Not only must each unit (old and new) learn from the other but all must learn from the struggle to manage ambidextrously.

The image or metaphor of managerial ambidexterity is crucial. Two hands with different styles (like a pianist) coordinated by a third team (intelligence.)

 Two principles which mutually conflict must be separated but not segregated; what each of them brings must be valued and the paradox of their conflict must be accepted. Alignment is no longer the ideal throughout. (The org. immune system imposes total alignment as it squashes or socializes the new venture.) These more complex rules seem "inconsistent" " inefficient" and "illogical" by traditional thinking.

We have a new mental model and it requires some new leadership policies and practices, including a common-fate incentive system for the top  manager team.

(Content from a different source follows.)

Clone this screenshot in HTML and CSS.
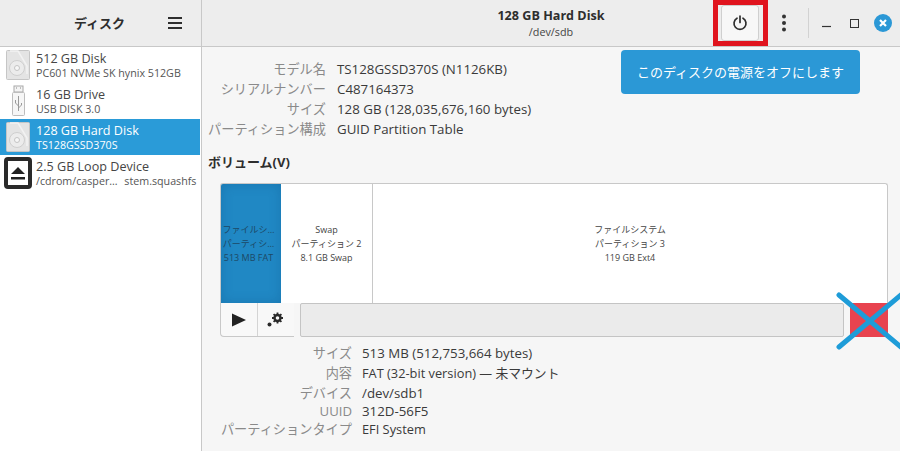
FILE: index.html
```html
<!DOCTYPE html>
<html lang="ja">
<head>
<meta charset="utf-8">
<title>ディスク</title>
<link rel="stylesheet" href="styles.css">
</head>
<body>
<div class="window">
  <aside class="sidebar">
    <header class="side-head">
      <span class="side-title">ディスク</span>
      <svg class="menu-icon" width="16" height="14" viewBox="0 0 16 14"><path d="M1 2h14M1 7h14M1 12h14" stroke="#2e2e2e" stroke-width="2"/></svg>
    </header>
    <ul class="disk-list">
      <li class="disk">
        <svg class="disk-icon" width="24" height="30" viewBox="0 0 24 30"><rect x=".5" y=".5" width="23" height="29" rx="1" fill="#e4e4e4" stroke="#c6c6c6"/><path d="M4 1 L12 1 L21 16 L21 24" fill="none" stroke="#f2f2f2" stroke-width="1.5"/><circle cx="11" cy="18" r="7.5" fill="#ececec" stroke="#cfcfcf"/><circle cx="11" cy="18" r="2.5" fill="#f7f7f7" stroke="#c4c4c4"/></svg>
        <div class="disk-text"><div class="disk-name">512 GB Disk</div><div class="disk-sub">PC601 NVMe SK hynix 512GB</div></div>
      </li>
      <li class="disk">
        <svg class="disk-icon" width="24" height="32" viewBox="0 0 24 32"><rect x="8" y="1" width="9" height="6" fill="#f4f4f4" stroke="#a8a8a8"/><path d="M10 3h1M14 3h1" stroke="#888"/><rect x="6.500" y="7.500" width="12" height="23" rx="1" fill="#f6f6f6" stroke="#bdbdbd"/><path d="M12.500 11v15M12.500 21l-3-3v-3M12.500 23l3-3v-2" fill="none" stroke="#9a9a9a"/></svg>
        <div class="disk-text"><div class="disk-name">16 GB Drive</div><div class="disk-sub">USB DISK 3.0</div></div>
      </li>
      <li class="disk selected">
        <svg class="disk-icon" width="24" height="30" viewBox="0 0 24 30"><rect x=".5" y=".5" width="23" height="29" rx="1" fill="#e4e4e4" stroke="#c6c6c6"/><path d="M4 1 L12 1 L21 16 L21 24" fill="none" stroke="#f2f2f2" stroke-width="1.5"/><circle cx="11" cy="18" r="7.5" fill="#ececec" stroke="#cfcfcf"/><circle cx="11" cy="18" r="2.5" fill="#f7f7f7" stroke="#c4c4c4"/></svg>
        <div class="disk-text"><div class="disk-name">128 GB Hard Disk</div><div class="disk-sub">TS128GSSD370S</div></div>
      </li>
      <li class="disk">
        <span class="eject-badge">
          <svg width="16" height="14" viewBox="0 0 16 14"><path d="M8 1l7 7H1z M1 11h14v2.500H1z" fill="#222"/></svg>
        </span>
        <div class="disk-text"><div class="disk-name">2.5 GB Loop Device</div><div class="disk-sub loop-path">/cdrom/casper… stem.squashfs</div></div>
      </li>
    </ul>
  </aside>
  <main class="main">
    <header class="main-head">
      <div class="title-box">
        <div class="main-title">128 GB Hard Disk</div>
        <div class="main-sub">/dev/sdb</div>
      </div>
      <div class="head-actions">
        <button class="power-btn" type="button" aria-label="電源オフ">
          <svg width="16" height="16" viewBox="0 0 16 16"><path d="M5 3.200a6 6 0 1 0 6 0M8 1v6.500" fill="none" stroke="#2e2e2e" stroke-width="1.700" stroke-linecap="round"/></svg>
        </button>
        <svg class="dots" width="6" height="18" viewBox="0 0 6 18"><circle cx="3" cy="2.500" r="2" fill="#333"/><circle cx="3" cy="9" r="2" fill="#333"/><circle cx="3" cy="15.500" r="2" fill="#333"/></svg>
        <span class="head-sep"></span>
        <svg class="win-min" width="9" height="3" viewBox="0 0 9 3"><path d="M0 1.500h9" stroke="#333" stroke-width="1.200"/></svg>
        <svg class="win-max" width="9" height="9" viewBox="0 0 9 9"><rect x=".5" y=".5" width="8" height="8" fill="none" stroke="#333"/></svg>
        <svg class="win-close" width="18" height="18" viewBox="0 0 18 18"><circle cx="9" cy="9" r="9" fill="#2b98d6"/><path d="M6 6l6 6M12 6l-6 6" stroke="#fff" stroke-width="2.200"/></svg>
      </div>
    </header>
    <section class="content">
      <dl class="props props-top">
        <dt>モデル名</dt><dd>TS128GSSD370S (N1126KB)</dd>
        <dt>シリアルナンバー</dt><dd>C487164373</dd>
        <dt>サイズ</dt><dd>128 GB (128,035,676,160 bytes)</dd>
        <dt>パーティション構成</dt><dd>GUID Partition Table</dd>
      </dl>
      <h2 class="vol-title">ボリューム(V)</h2>
      <div class="volumes">
        <div class="bar">
          <div class="part part-1"><span>ファイルシ…</span><span>パーティシ…</span><span>513 MB FAT</span></div>
          <div class="part part-2"><span>Swap</span><span>パーティション 2</span><span>8.1 GB Swap</span></div>
          <div class="part part-3"><span>ファイルシステム</span><span>パーティション 3</span><span>119 GB Ext4</span></div>
        </div>
        <div class="vol-tools">
          <div class="tool-group">
            <button class="tool" type="button" aria-label="マウント"><svg width="14" height="14" viewBox="0 0 14 14"><path d="M0 .5l14 6.500L0 13.500z" fill="#222"/></svg></button>
            <button class="tool" type="button" aria-label="設定"><svg width="17" height="15" viewBox="0 0 17 15"><g fill="none" stroke="#2a2a2a"><circle cx="10.500" cy="6" r="3" stroke-width="2.400"/><path d="M10.500 .5v2M10.500 9.500v2M5 6h2M14 6h2M6.600 2.100l1.500 1.500M12.900 8.400l1.500 1.500M14.400 2.100l-1.500 1.500M8.100 8.400l-1.500 1.500" stroke-width="1.800"/></g><circle cx="2.500" cy="12.500" r="2" fill="#2a2a2a"/></svg></button>
          </div>
          <div class="progress"></div>
          <div class="red-btn"></div>
        </div>
      </div>
      <dl class="props props-bottom">
        <dt>サイズ</dt><dd>513 MB (512,753,664 bytes)</dd>
        <dt>内容</dt><dd class="tight">FAT (32-bit version) — 未マウント</dd>
        <dt>デバイス</dt><dd>/dev/sdb1</dd>
        <dt>UUID</dt><dd>312D-56F5</dd>
        <dt>パーティションタイプ</dt><dd class="tight">EFI System</dd>
      </dl>
    </section>
  </main>
</div>
<div class="tooltip">このディスクの電源をオフにします</div>
<div class="red-frame"></div>
<svg class="cross" width="66" height="58" viewBox="0 0 66 58"><path d="M3 3L66 56M3 55L66 2" stroke="#1e9cd8" stroke-width="5" stroke-linecap="round" fill="none"/></svg>
</body>
</html>
```
FILE: styles.css
```css
* { box-sizing: border-box; }
html, body { margin: 0; padding: 0; height: 100%; }
body {
  position: relative;
  width: 900px;
  height: 451px;
  overflow: hidden;
  font-family: "Open Sans", "Noto Sans CJK JP", sans-serif;
  font-size: 13px;
  color: #3a3a3a;
  background: #f6f6f6;
}
.window { display: flex; width: 900px; height: 451px; }

/* sidebar */
.sidebar { width: 202px; flex: none; background: #fff; border-right: 1px solid #c8c8c8; }
.side-head {
  height: 47px;
  background: #ededed;
  border-bottom: 1px solid #c8c8c8;
  display: flex;
  align-items: center;
  padding-left: 74px;
}
.side-title { font-size: 13px; font-weight: 700; color: #2e2e2e; width: 93px; margin-top: -1px; }
.menu-icon { margin-top: -1px; }
.disk-list { list-style: none; margin: 0; padding: 0; }
.disk { height: 36px; display: flex; align-items: center; padding-left: 6px; }
.disk-icon { flex: none; width: 24px; margin-right: 6px; }
.disk-text { min-width: 0; }
.disk-name { font-size: 12.6px; line-height: 17px; color: #454545; white-space: nowrap; }
.disk-sub { font-size: 10.7px; line-height: 13px; color: #555; white-space: nowrap; }
.loop-path { word-spacing: 4px; }
.selected { background: #2a9bd8; width: 200px; }
.selected .disk-name, .selected .disk-sub { color: #fff; }
.eject-badge {
  flex: none;
  width: 28px;
  height: 32px;
  margin: 0 4px 0 -2px;
  border: 4px solid #2a2a2a;
  border-radius: 4px;
  background: #fff;
  display: flex;
  align-items: center;
  justify-content: center;
}

/* main */
.main { flex: 1; min-width: 0; display: flex; flex-direction: column; }
.main-head {
  height: 47px;
  flex: none;
  background: #ededed;
  border-bottom: 1px solid #c8c8c8;
  display: flex;
  align-items: center;
}
.title-box { width: 698px; text-align: center; }
.main-title { font-size: 12.6px; font-weight: 700; line-height: 16px; color: #2e2e2e; }
.main-sub { font-size: 10.8px; line-height: 14px; margin-top: 1px; color: #444; }
.head-actions { flex: 1; display: flex; align-items: center; margin-left: -179px; }
.power-btn {
  width: 38px;
  height: 36px;
  padding: 0;
  border: 1px solid #cfcfcf;
  border-radius: 3px;
  background: #f7f7f7;
  display: flex;
  align-items: center;
  justify-content: center;
}
.dots { margin-left: 22px; }
.head-sep { width: 1px; height: 30px; background: #d2d2d2; margin-left: 21px; }
.win-min { margin-left: 13px; margin-top: 7px; }
.win-max { margin-left: 19px; }
.win-close { margin-left: 15px; }

/* content */
.content { flex: 1; padding: 12px 12px 0 6px; }
.props { display: grid; margin: 0; }
.props dt { text-align: right; color: #8a8a8a; font-size: 13.2px; white-space: nowrap; }
.props dd { margin: 0; color: #3a3a3a; font-size: 13.3px; white-space: nowrap; }
.props dd.tight { font-size: 12.8px; }
.props-top { grid-template-columns: 118px 1fr; column-gap: 11px; grid-auto-rows: 20px; line-height: 20px; }
.vol-title { margin: 15px 0 0; font-size: 13px; line-height: 17px; font-weight: 700; color: #2e2e2e; }
.volumes { margin: 12px 0 0 12px; width: 668px; }
.bar {
  display: flex;
  height: 120px;
  border: 1px solid #c8c8c8;
  border-bottom: 0;
  border-radius: 3px 3px 0 0;
  background: #fff;
}
.part {
  display: flex;
  flex-direction: column;
  align-items: center;
  justify-content: center;
  font-size: 9px;
  line-height: 14px;
  color: #444;
  white-space: nowrap;
  overflow: hidden;
}
.part-1 {
  width: 60px;
  padding-right: 5px;
  background: #2088c4;
  color: #1d4866;
  box-shadow: inset 0 0 12px rgba(0, 60, 110, .22);
  border-radius: 2px 0 0 0;
}
.part-2 { width: 92px; border-right: 1px solid #c8c8c8; }
.part-3 { flex: 1; }
.vol-tools { display: flex; height: 34px; }
.tool-group {
  display: flex;
  width: 74px;
  height: 34px;
  flex: none;
  background: #f8f8f8;
  border: 1px solid #c8c8c8;
  border-top: 0;
  border-right: 0;
  border-radius: 0 0 0 4px;
}
.tool {
  width: 37px;
  padding: 0;
  border: 0;
  border-right: 1px solid #d4d4d4;
  background: transparent;
  display: flex;
  align-items: center;
  justify-content: center;
}
.tool:last-child { border-right: 0; }
.progress {
  width: 544px;
  height: 34px;
  margin-left: 6px;
  background: #ebebeb;
  border: 1px solid #c4c4c4;
  border-radius: 2px;
}
.red-btn { width: 38px; height: 34px; margin-left: 6px; background: #e8434f; }
.props-bottom {
  grid-template-columns: 144px 1fr;
  grid-template-rows: 20px 20px 18px 18px 18px;
  line-height: 18px;
  margin-top: 7px;
  column-gap: 10px;
}

/* overlays */
.tooltip {
  position: absolute;
  left: 621px;
  top: 50px;
  width: 239px;
  height: 44px;
  border-radius: 4px;
  background: #2b98d6;
  color: #fff;
  font-size: 13px;
  line-height: 44px;
  text-align: center;
}
.red-frame {
  position: absolute;
  left: 713px;
  top: 0;
  width: 55px;
  height: 46px;
  border: 5px solid #e0141e;
}
.cross { position: absolute; left: 836px; top: 292px; }
```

How can an organization continue to generate significant innovations -- not just tweaking the old product/market formula. In one short sentence:

Ambidexterity is today our best clue to dynamic capability. Ambidexterity research may be the start of a new era in org. science. This involves paying careful attention to paradoxical dualities. In effect matrix management is back in full force -- though earlier rejected by many as unfeasible. Its dual authority lines each represents one set of conflicting forces that must be managed for success.

Consider an electrical analogy: two opposite poles (+ and -) create dangerous electric shocks and fires unless they are harnessed by electric motors, heaters, amplifiers, etc. to produce usable value. Similarly in an organizational setting an “odd couple” (two units with very different approaches and interests) can become productive partners within their organization -- under certain conditions.